There is an interesting progression in these teachings, starting with an appreciation for the vibrancy of human spirit and culminating with an emptying of human vibrancy in favor of delight-less duty. Is that really how we want to lead? Is a hard selfless soul truly the paragon of leadership?
“Tomorrow belongs to those of us who conceive of it as belonging to everyone, who lend the best of ourselves to it, and with joy,” writes Audre Lord in her essay, “A Burst of Light.” With all due respect to the Ha’amek Davar (whose insights I very much appreciate in other parts of the Torah), leadership cannot only be about toughness. If we are to reach tomorrow and hope to call it a “promised land”, joy and delight and pleasure must also be prioritized and democratized by our leaders.

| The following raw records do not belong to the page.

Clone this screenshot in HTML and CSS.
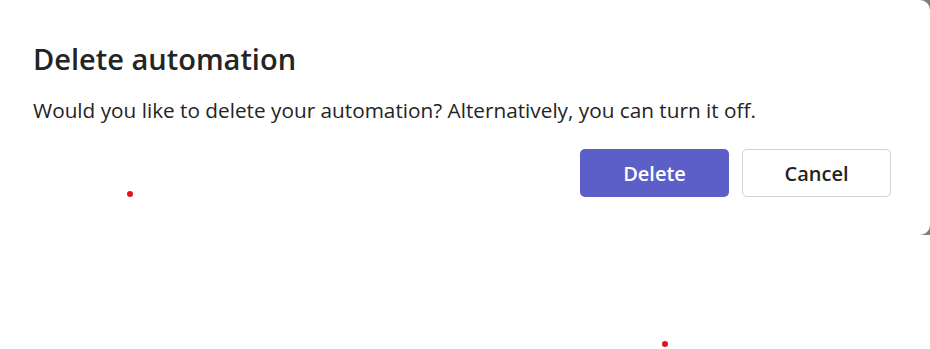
FILE: index.html
```html
<!DOCTYPE html>
<html>
<head>
<meta charset="utf-8">
<link rel="stylesheet" href="styles.css">
</head>
<body>
<div class="backdrop">
  <div class="dialog">
    <h1 class="title">Delete automation</h1>
    <p class="message">Would you like to delete your automation? Alternatively, you can turn it off.</p>
    <div class="actions">
      <button class="btn btn-primary">Delete</button>
      <button class="btn btn-secondary">Cancel</button>
    </div>
  </div>
</div>
<span class="dot dot-a"></span>
<span class="dot dot-b"></span>
</body>
</html>
```
FILE: styles.css
```css
html, body {
  margin: 0;
  padding: 0;
  background: #ffffff;
}
body {
  width: 930px;
  height: 349px;
  position: relative;
  overflow: hidden;
  font-family: "Open Sans", "Noto Sans", sans-serif;
  color: #242424;
}
.backdrop {
  background: #7f7f7f;
  height: 235px;
}
.dialog {
  background: #ffffff;
  height: 235px;
  box-sizing: border-box;
  border-radius: 0 10px 10px 0;
  padding: 41px 39px 0 33px;
  display: flex;
  flex-direction: column;
}
.title {
  margin: 0;
  font-size: 29px;
  line-height: 36px;
  font-weight: 600;
}
.message {
  margin: 19px 0 0;
  font-size: 20.75px;
  line-height: 28px;
  font-weight: 400;
}
.actions {
  display: flex;
  justify-content: flex-end;
  gap: 13px;
  margin-top: 25px;
}
.btn {
  width: 149px;
  height: 48px;
  border-radius: 5px;
  font-family: inherit;
  font-size: 20px;
  font-weight: 600;
  cursor: pointer;
  box-sizing: border-box;
}
.btn-primary {
  background: #5b5fc7;
  color: #ffffff;
  border: none;
}
.btn-secondary {
  background: #ffffff;
  color: #242424;
  border: 1px solid #d1d1d1;
}
.dot {
  position: absolute;
  width: 6px;
  height: 6px;
  border-radius: 50%;
  background: #e81123;
}
.dot-a { left: 127px; top: 191px; }
.dot-b { left: 662px; top: 341px; }
```
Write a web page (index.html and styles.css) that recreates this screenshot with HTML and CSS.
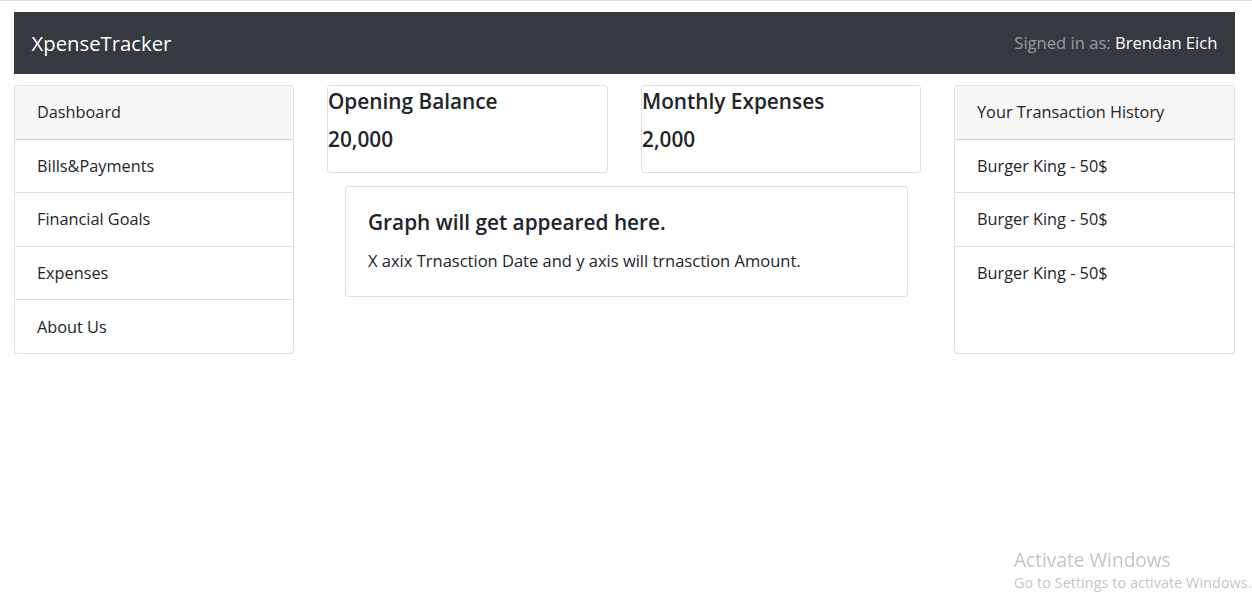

Author Ross Gay, in The Book of Delights, writes, “Because in trying to articulate what, perhaps, joy is, it has occurred to me that among other things—the trees and the mushrooms have shown me this—joy is the mostly invisible, the underground union between us, you and me, which is, among other things, the great fact of our life and the lives of everyone and thing we love going away. If we sink a spoon into that fact, into the duff between us, we will find it teeming. It will look like all the books ever written. It will look like all the nerves in a body. We might call it sorrow, but we might call it a union, one that, once we notice it, once we bring it into the light, might become flower and food. Might be joy.”
Elohai haruchot – God of the spirits of all creatures… Great Invisible Joy of Union… As Moses prepares to go away from his people, in his sorrow, he pleads with God to choose a new leader keeping in mind the invisible, joyous, interconnected deep truth of life that we point to with the word spiritual. Leaders who can inspire discipline and delight will ultimately guide us to the better world we seek.